# Available data
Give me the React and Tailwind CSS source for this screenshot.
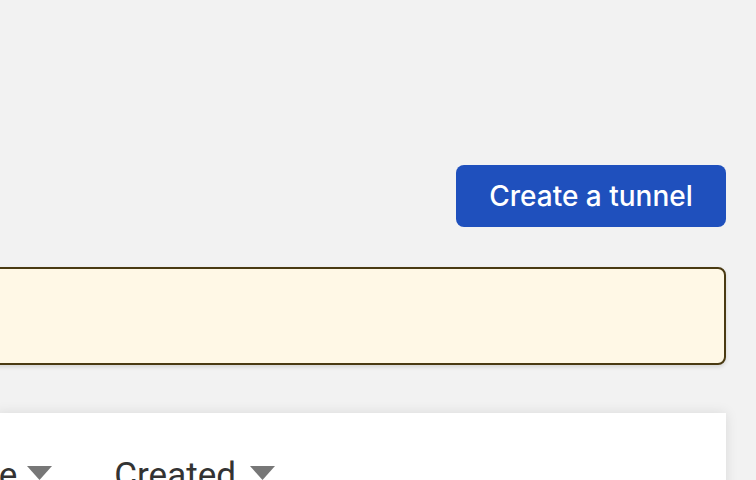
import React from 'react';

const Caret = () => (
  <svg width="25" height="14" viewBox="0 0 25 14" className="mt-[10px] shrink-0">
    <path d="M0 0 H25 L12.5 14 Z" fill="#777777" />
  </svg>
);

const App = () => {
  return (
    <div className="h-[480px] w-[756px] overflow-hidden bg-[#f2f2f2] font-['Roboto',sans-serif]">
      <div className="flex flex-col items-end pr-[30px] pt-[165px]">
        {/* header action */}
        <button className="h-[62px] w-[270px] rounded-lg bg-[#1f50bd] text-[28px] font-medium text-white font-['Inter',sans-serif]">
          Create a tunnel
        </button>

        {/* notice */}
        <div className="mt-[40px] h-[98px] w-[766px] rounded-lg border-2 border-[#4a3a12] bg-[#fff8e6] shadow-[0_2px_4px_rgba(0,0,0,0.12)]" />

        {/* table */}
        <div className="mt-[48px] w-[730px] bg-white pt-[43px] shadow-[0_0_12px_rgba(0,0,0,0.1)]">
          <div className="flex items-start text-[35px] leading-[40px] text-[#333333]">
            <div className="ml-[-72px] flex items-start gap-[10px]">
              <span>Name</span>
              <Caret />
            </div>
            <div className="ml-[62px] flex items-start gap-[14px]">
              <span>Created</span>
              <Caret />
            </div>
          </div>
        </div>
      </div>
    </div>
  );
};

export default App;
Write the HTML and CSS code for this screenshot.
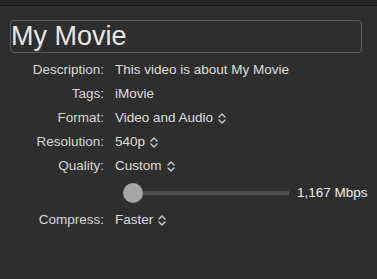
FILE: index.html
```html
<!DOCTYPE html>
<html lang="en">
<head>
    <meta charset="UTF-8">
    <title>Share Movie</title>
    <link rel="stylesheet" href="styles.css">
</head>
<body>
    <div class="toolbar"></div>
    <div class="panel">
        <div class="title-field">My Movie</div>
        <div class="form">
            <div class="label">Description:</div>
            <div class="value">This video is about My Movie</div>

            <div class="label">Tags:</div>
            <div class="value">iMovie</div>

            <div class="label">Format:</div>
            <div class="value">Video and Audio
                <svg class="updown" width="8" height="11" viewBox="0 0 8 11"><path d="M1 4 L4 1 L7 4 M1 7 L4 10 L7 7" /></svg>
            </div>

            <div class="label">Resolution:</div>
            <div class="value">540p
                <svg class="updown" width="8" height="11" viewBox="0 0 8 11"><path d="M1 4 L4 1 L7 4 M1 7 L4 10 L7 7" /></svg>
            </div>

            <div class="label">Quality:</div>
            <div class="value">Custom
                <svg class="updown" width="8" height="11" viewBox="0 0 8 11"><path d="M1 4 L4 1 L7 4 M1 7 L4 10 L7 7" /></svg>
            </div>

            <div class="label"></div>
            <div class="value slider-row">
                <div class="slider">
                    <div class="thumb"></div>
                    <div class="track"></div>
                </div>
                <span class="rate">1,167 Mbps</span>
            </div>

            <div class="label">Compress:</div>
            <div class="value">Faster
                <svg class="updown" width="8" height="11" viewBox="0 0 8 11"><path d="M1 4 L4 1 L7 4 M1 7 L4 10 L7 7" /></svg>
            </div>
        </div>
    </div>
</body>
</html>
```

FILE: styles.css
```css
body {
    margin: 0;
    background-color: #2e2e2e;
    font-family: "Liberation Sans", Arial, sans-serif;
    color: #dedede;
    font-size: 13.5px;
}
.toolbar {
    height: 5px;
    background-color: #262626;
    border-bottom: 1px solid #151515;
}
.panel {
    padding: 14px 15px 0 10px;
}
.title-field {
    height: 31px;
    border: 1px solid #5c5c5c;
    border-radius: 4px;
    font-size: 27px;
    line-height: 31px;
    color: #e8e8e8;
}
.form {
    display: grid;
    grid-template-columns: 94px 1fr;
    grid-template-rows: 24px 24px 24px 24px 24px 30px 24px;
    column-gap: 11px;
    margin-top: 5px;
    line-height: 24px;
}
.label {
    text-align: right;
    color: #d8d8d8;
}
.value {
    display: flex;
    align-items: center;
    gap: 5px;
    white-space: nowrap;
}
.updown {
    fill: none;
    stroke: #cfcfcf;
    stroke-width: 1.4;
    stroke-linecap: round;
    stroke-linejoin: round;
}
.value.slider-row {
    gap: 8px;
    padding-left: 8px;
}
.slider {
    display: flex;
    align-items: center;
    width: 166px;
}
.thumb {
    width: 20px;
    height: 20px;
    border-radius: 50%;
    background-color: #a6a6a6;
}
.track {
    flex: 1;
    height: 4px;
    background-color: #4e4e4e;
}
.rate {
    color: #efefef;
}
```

# Required task
Reproduce every line above as written, skipping pictures.

# Result below
Give me the React and Tailwind CSS source for this screenshot.
import React from 'react';

const Caret = () => (
  <svg width="25" height="14" viewBox="0 0 25 14" className="mt-[10px] shrink-0">
    <path d="M0 0 H25 L12.5 14 Z" fill="#777777" />
  </svg>
);

const App = () => {
  return (
    <div className="h-[480px] w-[756px] overflow-hidden bg-[#f2f2f2] font-['Roboto',sans-serif]">
      <div className="flex flex-col items-end pr-[30px] pt-[165px]">
        {/* header action */}
        <button className="h-[62px] w-[270px] rounded-lg bg-[#1f50bd] text-[28px] font-medium text-white font-['Inter',sans-serif]">
          Create a tunnel
        </button>

        {/* notice */}
        <div className="mt-[40px] h-[98px] w-[766px] rounded-lg border-2 border-[#4a3a12] bg-[#fff8e6] shadow-[0_2px_4px_rgba(0,0,0,0.12)]" />

        {/* table */}
        <div className="mt-[48px] w-[730px] bg-white pt-[43px] shadow-[0_0_12px_rgba(0,0,0,0.1)]">
          <div className="flex items-start text-[35px] leading-[40px] text-[#333333]">
            <div className="ml-[-72px] flex items-start gap-[10px]">
              <span>Name</span>
              <Caret />
            </div>
            <div className="ml-[62px] flex items-start gap-[14px]">
              <span>Created</span>
              <Caret />
            </div>
          </div>
        </div>
      </div>
    </div>
  );
};

export default App;
Write the HTML and CSS code for this screenshot.
FILE: index.html
```html
<!DOCTYPE html>
<html lang="en">
<head>
    <meta charset="UTF-8">
    <title>Share Movie</title>
    <link rel="stylesheet" href="styles.css">
</head>
<body>
    <div class="toolbar"></div>
    <div class="panel">
        <div class="title-field">My Movie</div>
        <div class="form">
            <div class="label">Description:</div>
            <div class="value">This video is about My Movie</div>

            <div class="label">Tags:</div>
            <div class="value">iMovie</div>

            <div class="label">Format:</div>
            <div class="value">Video and Audio
                <svg class="updown" width="8" height="11" viewBox="0 0 8 11"><path d="M1 4 L4 1 L7 4 M1 7 L4 10 L7 7" /></svg>
            </div>

            <div class="label">Resolution:</div>
            <div class="value">540p
                <svg class="updown" width="8" height="11" viewBox="0 0 8 11"><path d="M1 4 L4 1 L7 4 M1 7 L4 10 L7 7" /></svg>
            </div>

            <div class="label">Quality:</div>
            <div class="value">Custom
                <svg class="updown" width="8" height="11" viewBox="0 0 8 11"><path d="M1 4 L4 1 L7 4 M1 7 L4 10 L7 7" /></svg>
            </div>

            <div class="label"></div>
            <div class="value slider-row">
                <div class="slider">
                    <div class="thumb"></div>
                    <div class="track"></div>
                </div>
                <span class="rate">1,167 Mbps</span>
            </div>

            <div class="label">Compress:</div>
            <div class="value">Faster
                <svg class="updown" width="8" height="11" viewBox="0 0 8 11"><path d="M1 4 L4 1 L7 4 M1 7 L4 10 L7 7" /></svg>
            </div>
        </div>
    </div>
</body>
</html>
```

FILE: styles.css
```css
body {
    margin: 0;
    background-color: #2e2e2e;
    font-family: "Liberation Sans", Arial, sans-serif;
    color: #dedede;
    font-size: 13.5px;
}
.toolbar {
    height: 5px;
    background-color: #262626;
    border-bottom: 1px solid #151515;
}
.panel {
    padding: 14px 15px 0 10px;
}
.title-field {
    height: 31px;
    border: 1px solid #5c5c5c;
    border-radius: 4px;
    font-size: 27px;
    line-height: 31px;
    color: #e8e8e8;
}
.form {
    display: grid;
    grid-template-columns: 94px 1fr;
    grid-template-rows: 24px 24px 24px 24px 24px 30px 24px;
    column-gap: 11px;
    margin-top: 5px;
    line-height: 24px;
}
.label {
    text-align: right;
    color: #d8d8d8;
}
.value {
    display: flex;
    align-items: center;
    gap: 5px;
    white-space: nowrap;
}
.updown {
    fill: none;
    stroke: #cfcfcf;
    stroke-width: 1.4;
    stroke-linecap: round;
    stroke-linejoin: round;
}
.value.slider-row {
    gap: 8px;
    padding-left: 8px;
}
.slider {
    display: flex;
    align-items: center;
    width: 166px;
}
.thumb {
    width: 20px;
    height: 20px;
    border-radius: 50%;
    background-color: #a6a6a6;
}
.track {
    flex: 1;
    height: 4px;
    background-color: #4e4e4e;
}
.rate {
    color: #efefef;
}
```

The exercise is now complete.